As the TV sports columnist for the Long Island, N.Y. newspaper Newsday, Stan Isaacs has spent countless hours in front of the tube watching sports events—and listening to sportscasters. Herewith a list Isaacs recently ran of his least favorite on-the-air expressions:

1) Tie: "incredible," "unbelievable," "fantastic."
4) "At this point in time."
5) "He's something else."
6) "Does it all."
7) "Some kind of...."
8) "He gave him (all) (more than) he wanted."
9) "Young freshman."
10) "A real (good) (hot) (fine)...."
11) "He popped him up."
12) Tie: "threw caution to the winds," "deadlock."

And as long as we're on the subject, SI's Baltimore correspondent, Joe D'Adamo, thinks it's time that another pet expression of sportscasters, that somebody or other "gives 110 percent," be adjusted for inflation. D'Adamo believes that athletes should henceforth be lauded for effort only if they give 120% or more.

ILLUSTRATION

CHARLES WALLER

THEY SAID IT

•Oscar Gamble, Yankee outfielder, at an off-day workout ordered by owner George Steinbrenner the morning after a 13-inning loss to the A's: "Ernie Banks is the only person who would have been happy to be here."

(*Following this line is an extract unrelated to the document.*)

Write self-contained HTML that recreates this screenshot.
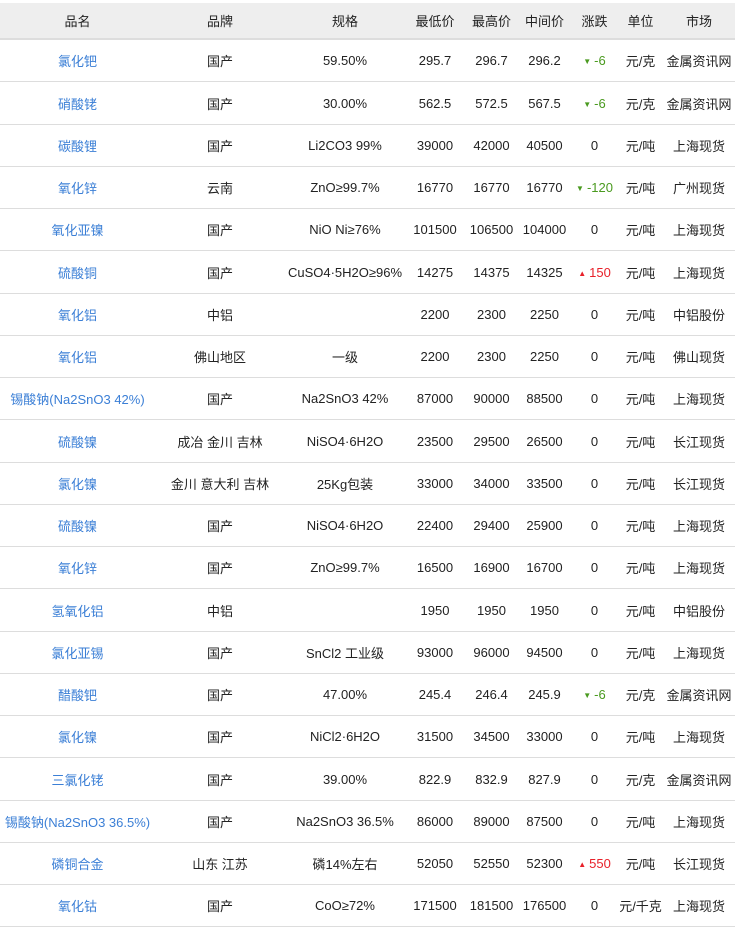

•Len Elmore, New Jersey Nets center, on the difficulties he faced upon enrolling at Power Memorial Academy, the New York City parochial school previously attended by Lew Alcindor: "There were the inevitable comparisons from Day One. But they ended on Day Two."

•Lou Campanelli, coach of the James Madison University basketball team, which had a 24-6 record in 1981-82 and qualified for the NCAA tournament, explaining his team's success: "Our players know what a good shot is and what a bad shot is. They're not allowed to watch NBA games, or they wouldn't know the difference."

•Gord Racette, heavyweight boxer, upon being KO'd by Trevor Berbick 11 months after having been KO'd by Jimmy Young: "Young paralyzed the left side of my face, Berbick the right. This is not what I had in mind."